If more money was made available, the flaperons will be fitted with satellite beacons and set afloat at different locations in the southern Indian Ocean.

Those familiar with the project say that if all goes ahead as planned, the six replicas will be set adrift on March 8 next year, the 3rd anniversary of MH370 going missing.

Australian analysis of the MH370 flaperon indicates it was not deployed at the moment of impact with the water, said the report by the website. “It had instead been retracted inside the wing.”

Experts cited by the website stressed that “a pilot attempting a soft landing would have extended the wing flaps”.

The first of the most likely scenarios is that the plane glided to a watery landing, with no one alive at the controls, after running out of fuel.

The second theory is that a pilot hijacked the plane, for unknown reasons, and glided it beyond the 7th Arc.

The third scenario is that the ill-fated aircraft ended up in a watery grave after it exhausted its fuel supply.
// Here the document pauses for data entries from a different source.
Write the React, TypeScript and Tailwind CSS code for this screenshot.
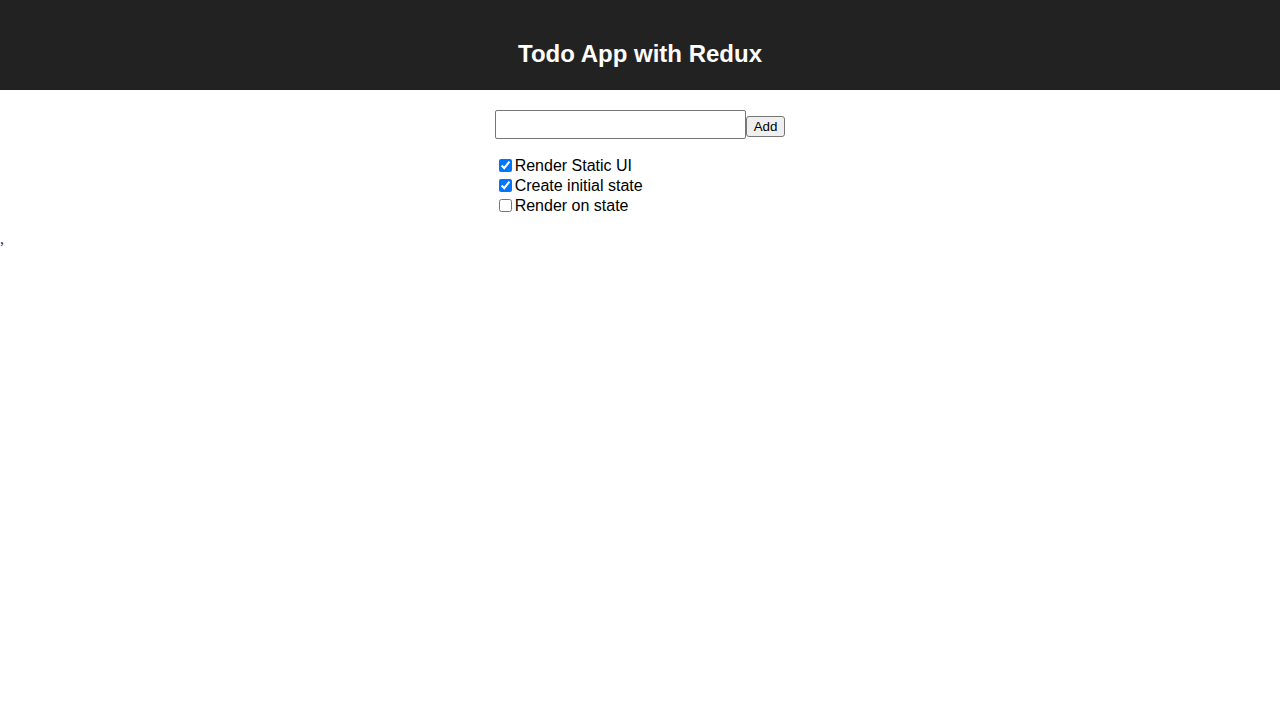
import React from "react";

export default function App() {
  const items = [
    { text: "Render Static UI", done: true },
    { text: "Create initial state", done: true },
    { text: "Render on state", done: false },
  ];
  return (
    <div className="min-h-[720px] bg-white" style={{ fontFamily: '"Liberation Serif", serif' }}>
      <div className="h-[90px] bg-[#222222] pt-[40px]">
        <h1 className="text-center text-[24px] leading-[27px] font-bold text-white" style={{ fontFamily: '"Liberation Sans", Arial, sans-serif' }}>
          Todo App with Redux
        </h1>
      </div>
      <div className="flex justify-center mt-[20px]" style={{ fontFamily: '"Liberation Sans", Arial, sans-serif' }}>
        <div className="flex flex-col">
          <div className="flex items-end">
            <input
              type="text"
              className="w-[251px] h-[29px] border border-[#767676] rounded-[2px] px-1 text-[16px] outline-none"
            />
            <button className="h-[21px] mb-[2px] px-[7px] border border-[#767676] rounded-[3px] bg-[#efefef] text-[13.33px] leading-[15px] text-black">
              Add
            </button>
          </div>
          <ul className="mt-[17px] text-[16px] leading-[20px] text-black">
            {items.map((it) => (
              <li key={it.text} className="flex items-start h-[20px]">
                <input type="checkbox" defaultChecked={it.done} className="mt-[3px] ml-[4px] mr-[3px] w-[13px] h-[13px]" />
                <span>{it.text}</span>
              </li>
            ))}
          </ul>
        </div>
      </div>
      <div className="mt-[14px] text-[16px] leading-[18px] text-[#333333]">,</div>
    </div>
  );
}
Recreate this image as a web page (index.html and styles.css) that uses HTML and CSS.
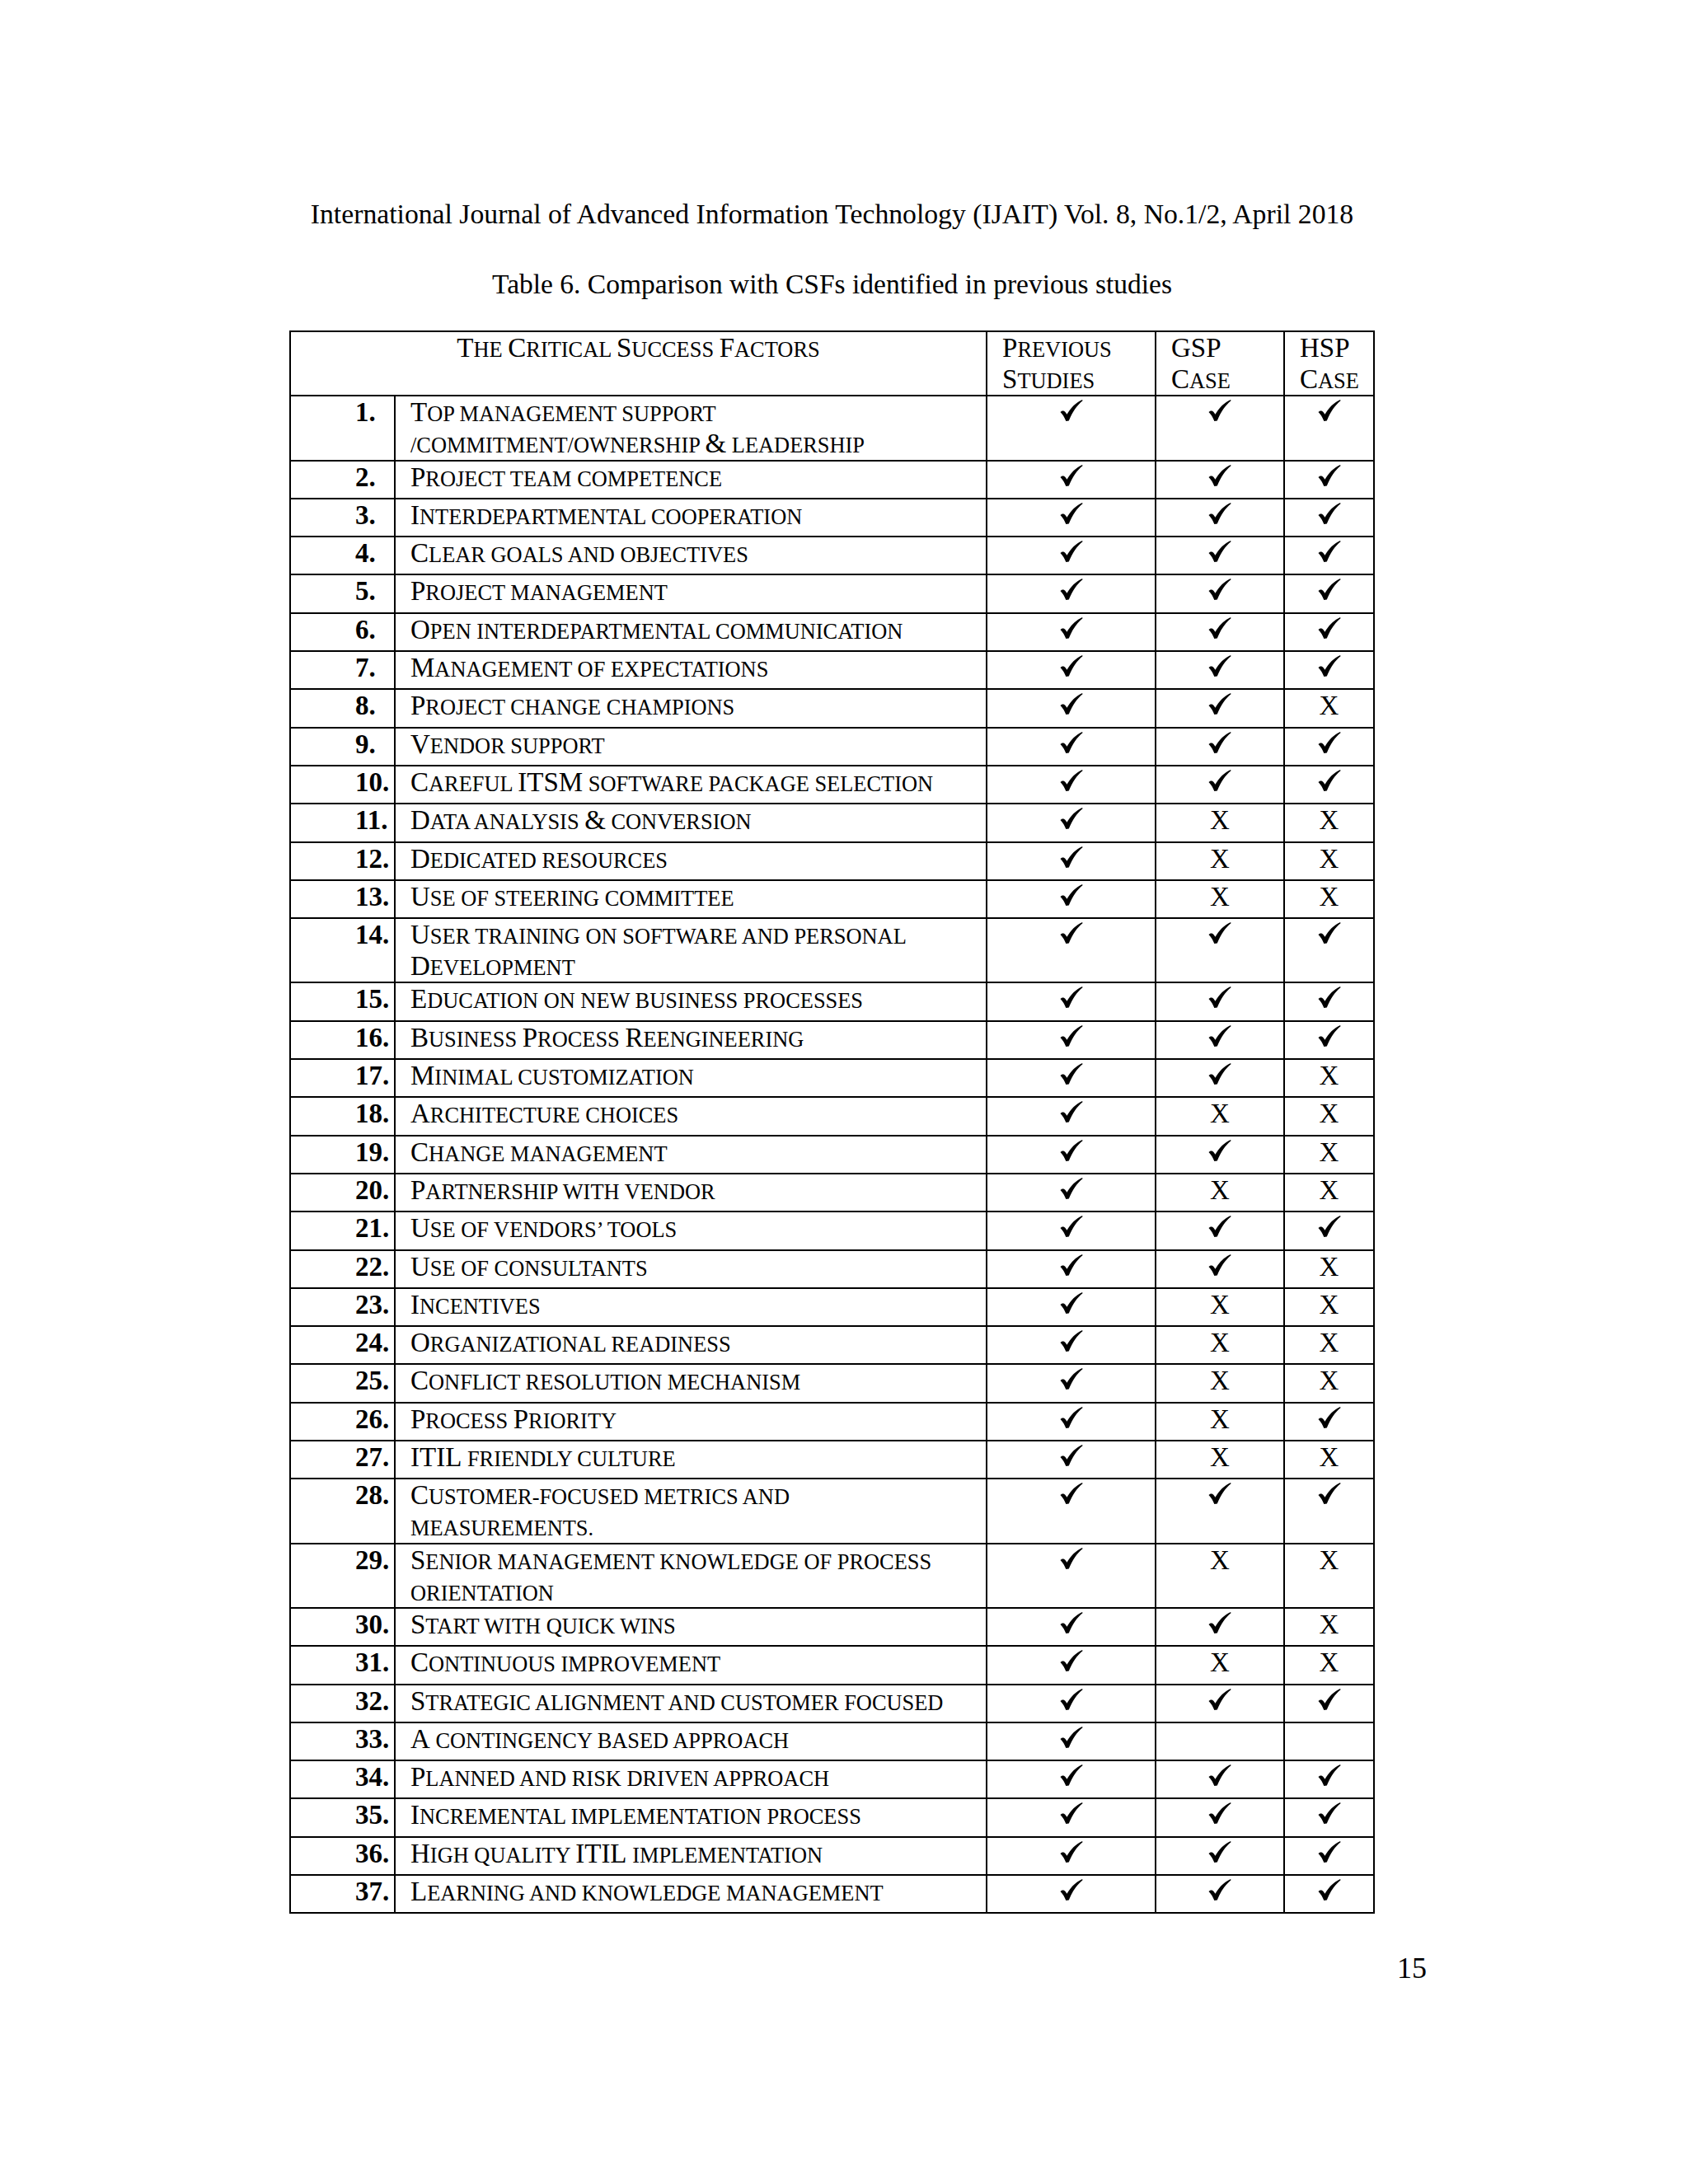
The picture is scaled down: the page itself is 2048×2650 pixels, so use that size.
FILE: index.html
```html
<!DOCTYPE html>
<html lang="en">
<head>
<meta charset="utf-8">
<title>IJAIT Table 6</title>
<link rel="stylesheet" href="styles.css">
</head>
<body>
<svg width="0" height="0" class="defs" aria-hidden="true">
  <defs>
    <symbol id="tick" viewBox="0 0 27 26">
      <path d="M0 15 C1.5 13.2 4 12.8 5.8 14.8 L8 17.8 C12.5 9.8 18.5 3.8 26.6 0 L27 1.2 C20.5 6.5 14.6 14.5 10.3 25.6 L6.8 26 C5.2 21.8 3 18 0 15 Z"/>
    </symbol>
  </defs>
</svg>
<div class="sheet">
  <p class="running-head">International Journal of Advanced Information Technology (IJAIT) Vol. 8, No.1/2, April 2018</p>
  <p class="caption">Table 6. Comparison with CSFs identified in previous studies</p>
  <table class="csf-table">
    <colgroup>
      <col class="c-num"><col class="c-text"><col class="c-prev"><col class="c-gsp"><col class="c-hsp">
    </colgroup>
    <thead>
      <tr class="dbl">
        <th colspan="2" class="h-title">T<span class="sc">he </span>C<span class="sc">ritical </span>S<span class="sc">uccess </span>F<span class="sc">actors</span></th>
        <th class="h-col">P<span class="sc">revious</span><br>S<span class="sc">tudies</span></th>
        <th class="h-col">GSP<br>C<span class="sc">ase</span></th>
        <th class="h-col">HSP<br>C<span class="sc">ase</span></th>
      </tr>
    </thead>
    <tbody>
      <tr class="dbl"><td class="num">1.</td><td class="txt">T<span class="sc">op management support</span><br><span class="sc">/commitment/ownership </span>&amp;<span class="sc"> leadership</span></td><td class="mk"><svg class="ck"><use href="#tick"/></svg></td><td class="mk"><svg class="ck"><use href="#tick"/></svg></td><td class="mk"><svg class="ck"><use href="#tick"/></svg></td></tr>
      <tr><td class="num">2.</td><td class="txt">P<span class="sc">roject team competence</span></td><td class="mk"><svg class="ck"><use href="#tick"/></svg></td><td class="mk"><svg class="ck"><use href="#tick"/></svg></td><td class="mk"><svg class="ck"><use href="#tick"/></svg></td></tr>
      <tr><td class="num">3.</td><td class="txt">I<span class="sc">nterdepartmental cooperation</span></td><td class="mk"><svg class="ck"><use href="#tick"/></svg></td><td class="mk"><svg class="ck"><use href="#tick"/></svg></td><td class="mk"><svg class="ck"><use href="#tick"/></svg></td></tr>
      <tr><td class="num">4.</td><td class="txt">C<span class="sc">lear goals and objectives</span></td><td class="mk"><svg class="ck"><use href="#tick"/></svg></td><td class="mk"><svg class="ck"><use href="#tick"/></svg></td><td class="mk"><svg class="ck"><use href="#tick"/></svg></td></tr>
      <tr><td class="num">5.</td><td class="txt">P<span class="sc">roject management</span></td><td class="mk"><svg class="ck"><use href="#tick"/></svg></td><td class="mk"><svg class="ck"><use href="#tick"/></svg></td><td class="mk"><svg class="ck"><use href="#tick"/></svg></td></tr>
      <tr><td class="num">6.</td><td class="txt">O<span class="sc">pen interdepartmental communication</span></td><td class="mk"><svg class="ck"><use href="#tick"/></svg></td><td class="mk"><svg class="ck"><use href="#tick"/></svg></td><td class="mk"><svg class="ck"><use href="#tick"/></svg></td></tr>
      <tr><td class="num">7.</td><td class="txt">M<span class="sc">anagement of expectations</span></td><td class="mk"><svg class="ck"><use href="#tick"/></svg></td><td class="mk"><svg class="ck"><use href="#tick"/></svg></td><td class="mk"><svg class="ck"><use href="#tick"/></svg></td></tr>
      <tr><td class="num">8.</td><td class="txt">P<span class="sc">roject change champions</span></td><td class="mk"><svg class="ck"><use href="#tick"/></svg></td><td class="mk"><svg class="ck"><use href="#tick"/></svg></td><td class="mk">X</td></tr>
      <tr><td class="num">9.</td><td class="txt">V<span class="sc">endor support</span></td><td class="mk"><svg class="ck"><use href="#tick"/></svg></td><td class="mk"><svg class="ck"><use href="#tick"/></svg></td><td class="mk"><svg class="ck"><use href="#tick"/></svg></td></tr>
      <tr><td class="num">10.</td><td class="txt">C<span class="sc">areful </span>ITSM<span class="sc"> software package selection</span></td><td class="mk"><svg class="ck"><use href="#tick"/></svg></td><td class="mk"><svg class="ck"><use href="#tick"/></svg></td><td class="mk"><svg class="ck"><use href="#tick"/></svg></td></tr>
      <tr><td class="num">11.</td><td class="txt">D<span class="sc">ata analysis </span>&amp;<span class="sc"> conversion</span></td><td class="mk"><svg class="ck"><use href="#tick"/></svg></td><td class="mk">X</td><td class="mk">X</td></tr>
      <tr><td class="num">12.</td><td class="txt">D<span class="sc">edicated resources</span></td><td class="mk"><svg class="ck"><use href="#tick"/></svg></td><td class="mk">X</td><td class="mk">X</td></tr>
      <tr><td class="num">13.</td><td class="txt">U<span class="sc">se of steering committee</span></td><td class="mk"><svg class="ck"><use href="#tick"/></svg></td><td class="mk">X</td><td class="mk">X</td></tr>
      <tr class="dbl"><td class="num">14.</td><td class="txt">U<span class="sc">ser training on software and personal</span><br>D<span class="sc">evelopment</span></td><td class="mk"><svg class="ck"><use href="#tick"/></svg></td><td class="mk"><svg class="ck"><use href="#tick"/></svg></td><td class="mk"><svg class="ck"><use href="#tick"/></svg></td></tr>
      <tr><td class="num">15.</td><td class="txt">E<span class="sc">ducation on new business processes</span></td><td class="mk"><svg class="ck"><use href="#tick"/></svg></td><td class="mk"><svg class="ck"><use href="#tick"/></svg></td><td class="mk"><svg class="ck"><use href="#tick"/></svg></td></tr>
      <tr><td class="num">16.</td><td class="txt">B<span class="sc">usiness </span>P<span class="sc">rocess </span>R<span class="sc">eengineering</span></td><td class="mk"><svg class="ck"><use href="#tick"/></svg></td><td class="mk"><svg class="ck"><use href="#tick"/></svg></td><td class="mk"><svg class="ck"><use href="#tick"/></svg></td></tr>
      <tr><td class="num">17.</td><td class="txt">M<span class="sc">inimal customization</span></td><td class="mk"><svg class="ck"><use href="#tick"/></svg></td><td class="mk"><svg class="ck"><use href="#tick"/></svg></td><td class="mk">X</td></tr>
      <tr><td class="num">18.</td><td class="txt">A<span class="sc">rchitecture choices</span></td><td class="mk"><svg class="ck"><use href="#tick"/></svg></td><td class="mk">X</td><td class="mk">X</td></tr>
      <tr><td class="num">19.</td><td class="txt">C<span class="sc">hange management</span></td><td class="mk"><svg class="ck"><use href="#tick"/></svg></td><td class="mk"><svg class="ck"><use href="#tick"/></svg></td><td class="mk">X</td></tr>
      <tr><td class="num">20.</td><td class="txt">P<span class="sc">artnership with vendor</span></td><td class="mk"><svg class="ck"><use href="#tick"/></svg></td><td class="mk">X</td><td class="mk">X</td></tr>
      <tr><td class="num">21.</td><td class="txt">U<span class="sc">se of vendors’ tools</span></td><td class="mk"><svg class="ck"><use href="#tick"/></svg></td><td class="mk"><svg class="ck"><use href="#tick"/></svg></td><td class="mk"><svg class="ck"><use href="#tick"/></svg></td></tr>
      <tr><td class="num">22.</td><td class="txt">U<span class="sc">se of consultants</span></td><td class="mk"><svg class="ck"><use href="#tick"/></svg></td><td class="mk"><svg class="ck"><use href="#tick"/></svg></td><td class="mk">X</td></tr>
      <tr><td class="num">23.</td><td class="txt">I<span class="sc">ncentives</span></td><td class="mk"><svg class="ck"><use href="#tick"/></svg></td><td class="mk">X</td><td class="mk">X</td></tr>
      <tr><td class="num">24.</td><td class="txt">O<span class="sc">rganizational readiness</span></td><td class="mk"><svg class="ck"><use href="#tick"/></svg></td><td class="mk">X</td><td class="mk">X</td></tr>
      <tr><td class="num">25.</td><td class="txt">C<span class="sc">onflict resolution mechanism</span></td><td class="mk"><svg class="ck"><use href="#tick"/></svg></td><td class="mk">X</td><td class="mk">X</td></tr>
      <tr><td class="num">26.</td><td class="txt">P<span class="sc">rocess </span>P<span class="sc">riority</span></td><td class="mk"><svg class="ck"><use href="#tick"/></svg></td><td class="mk">X</td><td class="mk"><svg class="ck"><use href="#tick"/></svg></td></tr>
      <tr><td class="num">27.</td><td class="txt">ITIL<span class="sc"> friendly culture</span></td><td class="mk"><svg class="ck"><use href="#tick"/></svg></td><td class="mk">X</td><td class="mk">X</td></tr>
      <tr class="dbl"><td class="num">28.</td><td class="txt">C<span class="sc">ustomer-focused metrics and</span><br><span class="sc">measurements.</span></td><td class="mk"><svg class="ck"><use href="#tick"/></svg></td><td class="mk"><svg class="ck"><use href="#tick"/></svg></td><td class="mk"><svg class="ck"><use href="#tick"/></svg></td></tr>
      <tr class="dbl"><td class="num">29.</td><td class="txt">S<span class="sc">enior management knowledge of process</span><br><span class="sc">orientation</span></td><td class="mk"><svg class="ck"><use href="#tick"/></svg></td><td class="mk">X</td><td class="mk">X</td></tr>
      <tr><td class="num">30.</td><td class="txt">S<span class="sc">tart with quick wins</span></td><td class="mk"><svg class="ck"><use href="#tick"/></svg></td><td class="mk"><svg class="ck"><use href="#tick"/></svg></td><td class="mk">X</td></tr>
      <tr><td class="num">31.</td><td class="txt">C<span class="sc">ontinuous improvement</span></td><td class="mk"><svg class="ck"><use href="#tick"/></svg></td><td class="mk">X</td><td class="mk">X</td></tr>
      <tr><td class="num">32.</td><td class="txt">S<span class="sc">trategic alignment and customer focused</span></td><td class="mk"><svg class="ck"><use href="#tick"/></svg></td><td class="mk"><svg class="ck"><use href="#tick"/></svg></td><td class="mk"><svg class="ck"><use href="#tick"/></svg></td></tr>
      <tr><td class="num">33.</td><td class="txt">A<span class="sc"> contingency based approach</span></td><td class="mk"><svg class="ck"><use href="#tick"/></svg></td><td class="mk"></td><td class="mk"></td></tr>
      <tr><td class="num">34.</td><td class="txt">P<span class="sc">lanned and risk driven approach</span></td><td class="mk"><svg class="ck"><use href="#tick"/></svg></td><td class="mk"><svg class="ck"><use href="#tick"/></svg></td><td class="mk"><svg class="ck"><use href="#tick"/></svg></td></tr>
      <tr><td class="num">35.</td><td class="txt">I<span class="sc">ncremental implementation process</span></td><td class="mk"><svg class="ck"><use href="#tick"/></svg></td><td class="mk"><svg class="ck"><use href="#tick"/></svg></td><td class="mk"><svg class="ck"><use href="#tick"/></svg></td></tr>
      <tr><td class="num">36.</td><td class="txt">H<span class="sc">igh quality </span>ITIL<span class="sc"> implementation</span></td><td class="mk"><svg class="ck"><use href="#tick"/></svg></td><td class="mk"><svg class="ck"><use href="#tick"/></svg></td><td class="mk"><svg class="ck"><use href="#tick"/></svg></td></tr>
      <tr><td class="num">37.</td><td class="txt">L<span class="sc">earning and knowledge management</span></td><td class="mk"><svg class="ck"><use href="#tick"/></svg></td><td class="mk"><svg class="ck"><use href="#tick"/></svg></td><td class="mk"><svg class="ck"><use href="#tick"/></svg></td></tr>
    </tbody>
  </table>
  <p class="folio">15</p>
</div>
</body>
</html>
```

FILE: styles.css
```css
html, body {
  margin: 0;
  padding: 0;
  background: #ffffff;
}

body {
  width: 2048px;
  height: 2650px;
  font-family: "Liberation Serif", "Times New Roman", serif;
  color: #000000;
  overflow: hidden;
}

.defs {
  position: absolute;
  width: 0;
  height: 0;
  overflow: hidden;
}

.sheet {
  margin-left: 351px;
  width: 1317px;
  padding-top: 237px;
}

.running-head {
  margin: 0;
  font-size: 33.7px;
  line-height: 46px;
  text-align: center;
  white-space: nowrap;
}

.caption {
  margin: 39px 0 0;
  font-size: 33.5px;
  line-height: 46px;
  text-align: center;
  white-space: nowrap;
}

.csf-table {
  margin-top: 33px;
  width: 1317px;
  border-collapse: collapse;
  table-layout: fixed;
  font-size: 33px;
  line-height: 38px;
}

.c-num { width: 127px; }
.c-text { width: 718px; }
.c-prev { width: 205px; }
.c-gsp { width: 156px; }
.c-hsp { width: 109px; }

.csf-table th,
.csf-table td {
  border: 2px solid #000000;
  padding: 0;
  vertical-align: top;
  height: 44.3px;
  white-space: nowrap;
  font-weight: normal;
}

.csf-table tr.dbl th,
.csf-table tr.dbl td {
  height: 76.3px;
}

.h-title {
  text-align: center;
}

.h-col {
  text-align: left;
  padding-left: 18px !important;
}

.num {
  font-weight: bold !important;
  padding-left: 78px !important;
  text-align: left;
}

.txt {
  padding-left: 18px !important;
  text-align: left;
}

.mk {
  text-align: center;
}

.sc {
  font-size: 0.8em;
  line-height: 1;
  text-transform: uppercase;
}

.ck {
  width: 28px;
  height: 26px;
  vertical-align: baseline;
  fill: #000000;
}

.folio {
  margin: 45px 0 0;
  width: 1380px;
  font-size: 36px;
  line-height: 42px;
  text-align: right;
}
```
Two hundred and thirty people, including cabin crew, were on board MH370. Most of the passengers were Chinese nationals. Six of the passengers were Australian nationals and permanent residents.

The plane was on a routine flight from Kuala Lumpur to Beijing, on 8 March 2014, when it stopped short of Vietnam and turned back.

It was tracked by Malaysian military radar across the peninsula, over Pulau Perak in the Straits of Malacca, before it made for the northern tip of Sumatra

Thereafter, it’s not known where the plane went.

Satellite pings — electronic handshakes — has the plane making for the southern Indian Ocean, in the direction of the current search zone.